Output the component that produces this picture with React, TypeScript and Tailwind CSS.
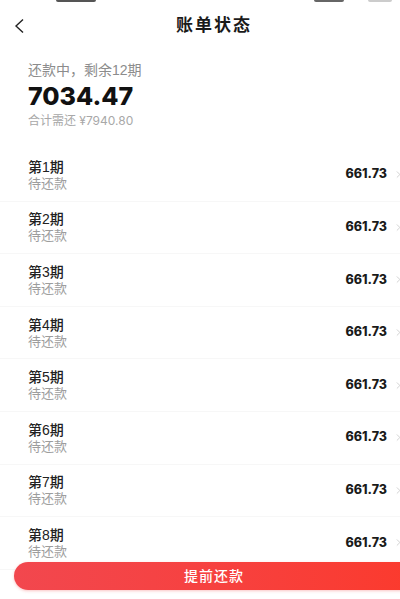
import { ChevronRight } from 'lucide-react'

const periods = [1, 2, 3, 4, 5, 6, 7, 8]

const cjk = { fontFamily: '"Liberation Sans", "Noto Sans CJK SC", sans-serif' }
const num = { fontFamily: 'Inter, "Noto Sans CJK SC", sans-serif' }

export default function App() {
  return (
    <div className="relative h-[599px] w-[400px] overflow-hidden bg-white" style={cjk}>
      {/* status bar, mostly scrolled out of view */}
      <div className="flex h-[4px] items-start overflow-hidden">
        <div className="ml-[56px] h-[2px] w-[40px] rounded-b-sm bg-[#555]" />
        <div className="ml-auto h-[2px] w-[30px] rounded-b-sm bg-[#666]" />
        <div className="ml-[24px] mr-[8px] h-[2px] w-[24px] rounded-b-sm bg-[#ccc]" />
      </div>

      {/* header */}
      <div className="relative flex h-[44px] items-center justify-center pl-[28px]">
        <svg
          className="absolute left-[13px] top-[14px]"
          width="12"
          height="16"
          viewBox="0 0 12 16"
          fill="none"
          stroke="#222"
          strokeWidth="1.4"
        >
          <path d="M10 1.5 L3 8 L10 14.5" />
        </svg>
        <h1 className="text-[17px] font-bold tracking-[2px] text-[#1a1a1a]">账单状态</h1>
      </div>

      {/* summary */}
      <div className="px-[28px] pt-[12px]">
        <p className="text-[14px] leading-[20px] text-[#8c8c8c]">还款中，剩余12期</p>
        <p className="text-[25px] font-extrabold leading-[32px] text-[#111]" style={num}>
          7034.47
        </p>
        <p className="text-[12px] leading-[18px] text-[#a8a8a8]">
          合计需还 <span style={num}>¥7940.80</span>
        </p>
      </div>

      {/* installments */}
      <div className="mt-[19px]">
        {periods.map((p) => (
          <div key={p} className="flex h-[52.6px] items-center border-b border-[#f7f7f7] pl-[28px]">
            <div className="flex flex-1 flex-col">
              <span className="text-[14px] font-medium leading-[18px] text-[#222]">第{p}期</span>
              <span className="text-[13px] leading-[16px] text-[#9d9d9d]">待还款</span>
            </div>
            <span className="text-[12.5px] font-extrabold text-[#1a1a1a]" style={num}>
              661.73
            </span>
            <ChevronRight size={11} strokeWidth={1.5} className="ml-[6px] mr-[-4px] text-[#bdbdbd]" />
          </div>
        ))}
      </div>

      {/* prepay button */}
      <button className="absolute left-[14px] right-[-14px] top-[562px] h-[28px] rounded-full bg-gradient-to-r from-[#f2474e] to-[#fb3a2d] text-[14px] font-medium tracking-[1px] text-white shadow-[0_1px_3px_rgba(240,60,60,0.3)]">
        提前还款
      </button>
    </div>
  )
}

::::::

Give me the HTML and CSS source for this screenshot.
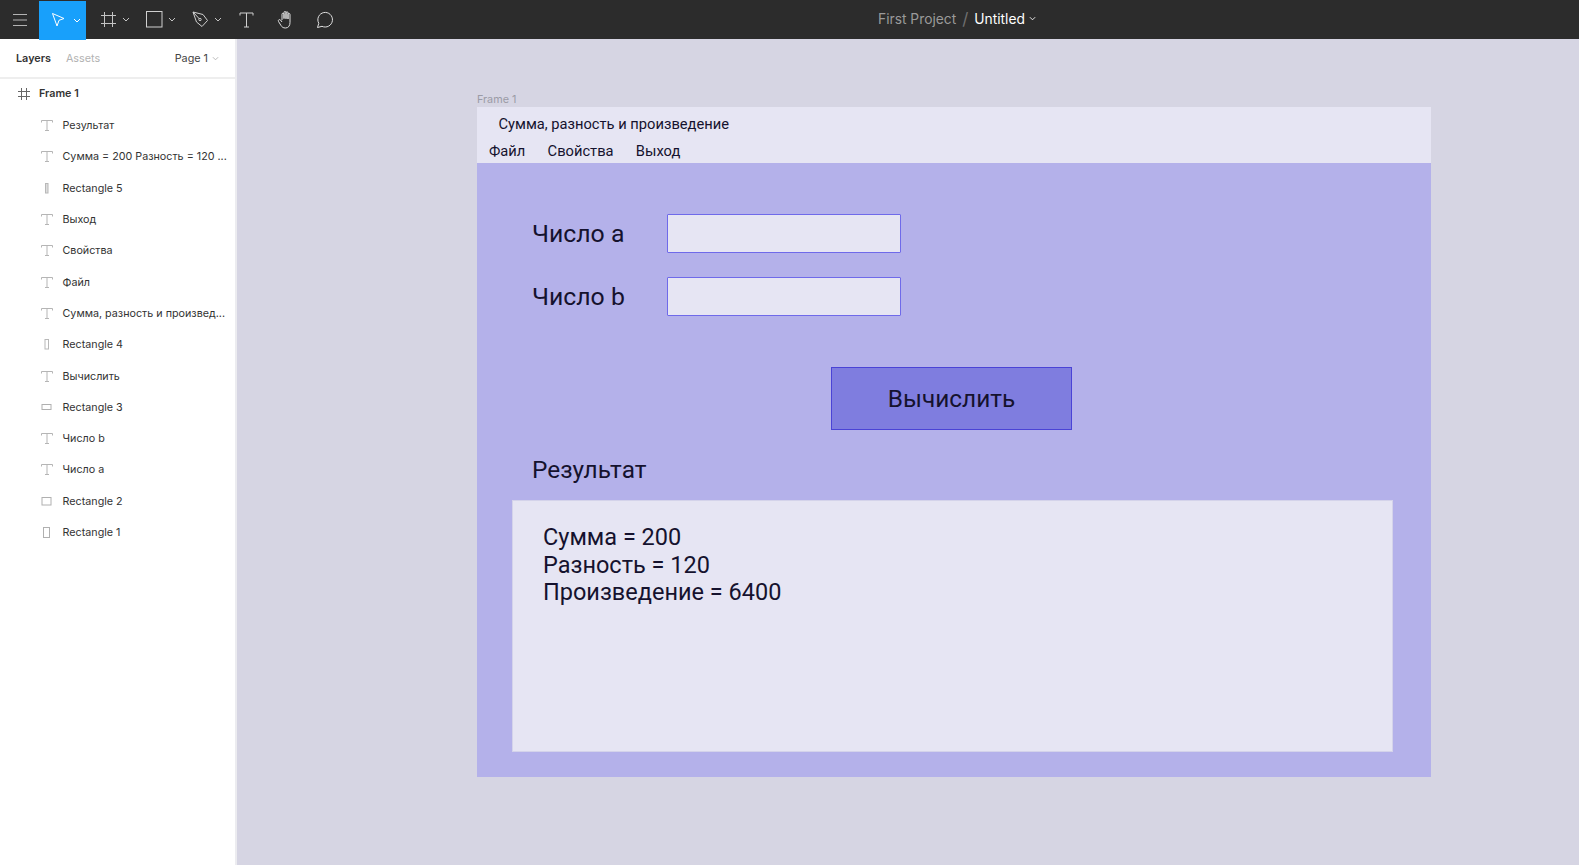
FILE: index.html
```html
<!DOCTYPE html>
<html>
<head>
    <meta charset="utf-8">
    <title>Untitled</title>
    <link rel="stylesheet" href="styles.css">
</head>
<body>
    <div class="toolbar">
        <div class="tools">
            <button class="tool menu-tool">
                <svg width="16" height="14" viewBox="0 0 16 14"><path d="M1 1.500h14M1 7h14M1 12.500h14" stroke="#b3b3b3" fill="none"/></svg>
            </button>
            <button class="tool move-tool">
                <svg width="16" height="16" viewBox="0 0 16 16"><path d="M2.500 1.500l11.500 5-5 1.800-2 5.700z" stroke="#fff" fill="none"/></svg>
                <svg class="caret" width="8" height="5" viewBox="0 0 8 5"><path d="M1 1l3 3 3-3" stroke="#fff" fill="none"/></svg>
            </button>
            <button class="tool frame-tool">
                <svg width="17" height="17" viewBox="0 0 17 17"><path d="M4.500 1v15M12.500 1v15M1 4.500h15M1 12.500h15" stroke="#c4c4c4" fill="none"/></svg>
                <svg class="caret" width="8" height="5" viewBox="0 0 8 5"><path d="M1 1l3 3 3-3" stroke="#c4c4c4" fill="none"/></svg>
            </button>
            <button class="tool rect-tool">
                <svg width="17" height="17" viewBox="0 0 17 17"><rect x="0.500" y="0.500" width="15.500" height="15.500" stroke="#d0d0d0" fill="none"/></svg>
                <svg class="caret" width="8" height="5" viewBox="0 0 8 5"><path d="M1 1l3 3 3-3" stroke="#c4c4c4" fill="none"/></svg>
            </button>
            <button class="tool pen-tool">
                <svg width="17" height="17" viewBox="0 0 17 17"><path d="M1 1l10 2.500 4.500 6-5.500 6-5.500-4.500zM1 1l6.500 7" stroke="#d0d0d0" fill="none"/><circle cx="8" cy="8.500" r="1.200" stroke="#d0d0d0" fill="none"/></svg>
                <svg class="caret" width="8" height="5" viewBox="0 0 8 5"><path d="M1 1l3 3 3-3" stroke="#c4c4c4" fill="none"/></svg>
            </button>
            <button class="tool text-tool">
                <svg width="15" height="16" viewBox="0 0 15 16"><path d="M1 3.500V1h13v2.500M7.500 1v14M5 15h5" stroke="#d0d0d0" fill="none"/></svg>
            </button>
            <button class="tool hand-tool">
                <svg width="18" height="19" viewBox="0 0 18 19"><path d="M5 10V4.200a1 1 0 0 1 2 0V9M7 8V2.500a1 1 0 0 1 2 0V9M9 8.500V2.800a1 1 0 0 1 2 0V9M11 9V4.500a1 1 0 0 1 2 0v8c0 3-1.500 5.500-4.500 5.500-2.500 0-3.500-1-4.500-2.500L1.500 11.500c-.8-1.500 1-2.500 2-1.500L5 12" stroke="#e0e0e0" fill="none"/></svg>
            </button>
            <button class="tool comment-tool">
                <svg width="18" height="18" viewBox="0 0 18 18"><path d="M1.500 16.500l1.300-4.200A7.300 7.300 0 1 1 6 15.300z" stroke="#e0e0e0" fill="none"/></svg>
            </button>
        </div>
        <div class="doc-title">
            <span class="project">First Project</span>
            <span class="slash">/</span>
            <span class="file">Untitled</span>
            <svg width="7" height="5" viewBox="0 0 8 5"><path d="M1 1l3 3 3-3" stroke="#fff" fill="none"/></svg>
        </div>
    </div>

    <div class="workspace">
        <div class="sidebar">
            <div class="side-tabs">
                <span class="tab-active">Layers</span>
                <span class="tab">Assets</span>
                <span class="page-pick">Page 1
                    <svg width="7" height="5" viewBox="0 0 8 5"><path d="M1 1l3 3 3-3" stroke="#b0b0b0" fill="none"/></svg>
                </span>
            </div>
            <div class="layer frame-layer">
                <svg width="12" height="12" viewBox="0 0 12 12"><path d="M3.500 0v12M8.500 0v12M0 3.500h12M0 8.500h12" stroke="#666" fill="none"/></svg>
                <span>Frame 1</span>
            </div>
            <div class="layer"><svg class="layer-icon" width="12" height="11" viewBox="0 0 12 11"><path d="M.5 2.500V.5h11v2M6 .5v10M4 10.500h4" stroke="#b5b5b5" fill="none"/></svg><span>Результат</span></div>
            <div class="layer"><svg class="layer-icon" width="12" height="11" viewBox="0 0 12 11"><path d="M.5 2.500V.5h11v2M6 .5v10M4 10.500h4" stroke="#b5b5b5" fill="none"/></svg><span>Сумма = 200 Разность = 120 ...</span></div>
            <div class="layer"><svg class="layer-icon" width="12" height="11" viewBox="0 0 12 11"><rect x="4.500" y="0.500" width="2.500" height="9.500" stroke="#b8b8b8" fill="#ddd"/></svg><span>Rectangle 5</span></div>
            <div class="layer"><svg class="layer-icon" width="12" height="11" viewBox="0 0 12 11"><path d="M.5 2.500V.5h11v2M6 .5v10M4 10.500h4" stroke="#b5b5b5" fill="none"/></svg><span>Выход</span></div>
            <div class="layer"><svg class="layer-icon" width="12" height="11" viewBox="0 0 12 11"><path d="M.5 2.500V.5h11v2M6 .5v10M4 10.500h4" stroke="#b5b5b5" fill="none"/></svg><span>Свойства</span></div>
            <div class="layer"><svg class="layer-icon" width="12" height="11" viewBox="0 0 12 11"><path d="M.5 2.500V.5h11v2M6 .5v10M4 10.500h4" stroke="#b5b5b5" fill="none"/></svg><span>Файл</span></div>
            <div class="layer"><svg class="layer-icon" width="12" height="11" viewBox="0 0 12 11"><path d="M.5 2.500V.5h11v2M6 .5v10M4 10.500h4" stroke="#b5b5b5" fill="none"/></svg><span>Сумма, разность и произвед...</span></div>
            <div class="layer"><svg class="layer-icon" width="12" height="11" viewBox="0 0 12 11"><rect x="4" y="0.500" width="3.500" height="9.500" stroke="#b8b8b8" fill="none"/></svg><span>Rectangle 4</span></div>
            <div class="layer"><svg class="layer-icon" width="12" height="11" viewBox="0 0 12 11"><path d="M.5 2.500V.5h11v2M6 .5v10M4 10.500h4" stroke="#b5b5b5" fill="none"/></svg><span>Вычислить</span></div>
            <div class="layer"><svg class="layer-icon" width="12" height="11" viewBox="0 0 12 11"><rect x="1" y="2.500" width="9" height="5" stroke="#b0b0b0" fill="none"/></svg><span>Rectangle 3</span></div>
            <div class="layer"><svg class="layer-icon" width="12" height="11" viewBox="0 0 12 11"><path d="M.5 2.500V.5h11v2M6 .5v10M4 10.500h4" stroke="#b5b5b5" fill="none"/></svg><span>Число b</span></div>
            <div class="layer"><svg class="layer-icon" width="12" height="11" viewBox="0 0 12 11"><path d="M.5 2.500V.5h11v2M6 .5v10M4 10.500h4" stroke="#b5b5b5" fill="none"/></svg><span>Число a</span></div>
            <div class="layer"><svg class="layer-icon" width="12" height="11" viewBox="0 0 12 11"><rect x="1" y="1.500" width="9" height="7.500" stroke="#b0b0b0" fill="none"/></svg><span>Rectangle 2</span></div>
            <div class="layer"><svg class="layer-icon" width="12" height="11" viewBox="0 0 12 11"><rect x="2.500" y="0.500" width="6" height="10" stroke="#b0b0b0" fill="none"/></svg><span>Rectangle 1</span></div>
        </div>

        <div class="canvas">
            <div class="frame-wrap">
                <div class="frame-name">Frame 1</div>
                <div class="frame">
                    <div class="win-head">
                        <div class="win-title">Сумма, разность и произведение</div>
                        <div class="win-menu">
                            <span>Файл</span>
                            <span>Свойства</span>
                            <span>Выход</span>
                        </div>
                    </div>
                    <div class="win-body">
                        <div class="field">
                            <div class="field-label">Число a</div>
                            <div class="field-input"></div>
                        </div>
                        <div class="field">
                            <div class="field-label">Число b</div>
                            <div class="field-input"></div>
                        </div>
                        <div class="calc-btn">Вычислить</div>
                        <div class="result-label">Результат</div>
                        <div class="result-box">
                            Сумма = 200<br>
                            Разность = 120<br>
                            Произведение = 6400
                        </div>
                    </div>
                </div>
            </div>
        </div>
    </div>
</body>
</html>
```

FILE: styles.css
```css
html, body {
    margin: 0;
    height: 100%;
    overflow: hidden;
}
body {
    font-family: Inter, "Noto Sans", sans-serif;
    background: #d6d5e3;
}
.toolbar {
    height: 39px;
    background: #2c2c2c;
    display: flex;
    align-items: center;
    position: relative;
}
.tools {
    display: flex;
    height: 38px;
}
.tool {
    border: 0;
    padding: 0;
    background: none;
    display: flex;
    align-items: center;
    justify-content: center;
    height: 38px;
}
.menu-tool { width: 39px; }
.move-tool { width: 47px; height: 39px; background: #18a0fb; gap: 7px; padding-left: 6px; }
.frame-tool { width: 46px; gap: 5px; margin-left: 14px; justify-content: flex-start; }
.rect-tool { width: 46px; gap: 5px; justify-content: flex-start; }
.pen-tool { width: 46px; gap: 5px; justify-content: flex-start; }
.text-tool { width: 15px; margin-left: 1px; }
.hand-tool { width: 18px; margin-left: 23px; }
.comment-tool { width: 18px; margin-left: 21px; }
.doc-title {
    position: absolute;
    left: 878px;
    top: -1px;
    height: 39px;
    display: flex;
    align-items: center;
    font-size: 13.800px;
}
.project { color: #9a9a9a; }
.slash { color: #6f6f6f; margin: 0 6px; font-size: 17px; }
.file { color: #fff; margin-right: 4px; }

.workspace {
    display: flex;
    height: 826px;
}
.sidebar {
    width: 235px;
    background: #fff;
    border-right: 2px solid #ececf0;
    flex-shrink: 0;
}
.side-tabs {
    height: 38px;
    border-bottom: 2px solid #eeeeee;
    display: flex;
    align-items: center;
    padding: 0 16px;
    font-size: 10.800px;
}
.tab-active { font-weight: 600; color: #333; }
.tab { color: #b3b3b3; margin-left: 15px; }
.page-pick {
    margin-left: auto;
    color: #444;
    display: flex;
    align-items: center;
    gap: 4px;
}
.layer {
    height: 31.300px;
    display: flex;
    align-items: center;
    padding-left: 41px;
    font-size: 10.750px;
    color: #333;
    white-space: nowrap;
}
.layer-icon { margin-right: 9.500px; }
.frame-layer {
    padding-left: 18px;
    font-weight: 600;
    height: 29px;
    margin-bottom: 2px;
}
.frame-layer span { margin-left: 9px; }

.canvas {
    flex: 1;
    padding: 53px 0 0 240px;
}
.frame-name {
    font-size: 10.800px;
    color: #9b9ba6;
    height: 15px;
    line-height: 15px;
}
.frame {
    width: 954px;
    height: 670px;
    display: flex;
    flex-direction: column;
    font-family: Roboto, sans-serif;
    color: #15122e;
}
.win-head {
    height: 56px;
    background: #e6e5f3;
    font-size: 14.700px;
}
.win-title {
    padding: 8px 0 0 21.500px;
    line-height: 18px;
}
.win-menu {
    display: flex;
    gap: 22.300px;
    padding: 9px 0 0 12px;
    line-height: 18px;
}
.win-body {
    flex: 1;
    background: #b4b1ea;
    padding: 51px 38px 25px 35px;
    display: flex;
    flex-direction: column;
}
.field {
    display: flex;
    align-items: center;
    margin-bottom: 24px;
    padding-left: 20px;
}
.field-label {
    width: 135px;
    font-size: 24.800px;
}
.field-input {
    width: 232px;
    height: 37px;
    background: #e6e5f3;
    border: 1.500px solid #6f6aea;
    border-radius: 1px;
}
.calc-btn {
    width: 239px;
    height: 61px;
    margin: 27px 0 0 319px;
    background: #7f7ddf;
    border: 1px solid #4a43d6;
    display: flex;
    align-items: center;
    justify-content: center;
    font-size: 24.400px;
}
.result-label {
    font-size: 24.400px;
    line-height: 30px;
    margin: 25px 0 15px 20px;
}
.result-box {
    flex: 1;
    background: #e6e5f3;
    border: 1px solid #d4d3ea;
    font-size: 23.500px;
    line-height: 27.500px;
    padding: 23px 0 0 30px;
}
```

::::::

Problem requirements:
Within the listing above, find every line containing the string "this" and return it.

Full answer:
Output the component that produces this picture with React, TypeScript and Tailwind CSS.
Give me the HTML and CSS source for this screenshot.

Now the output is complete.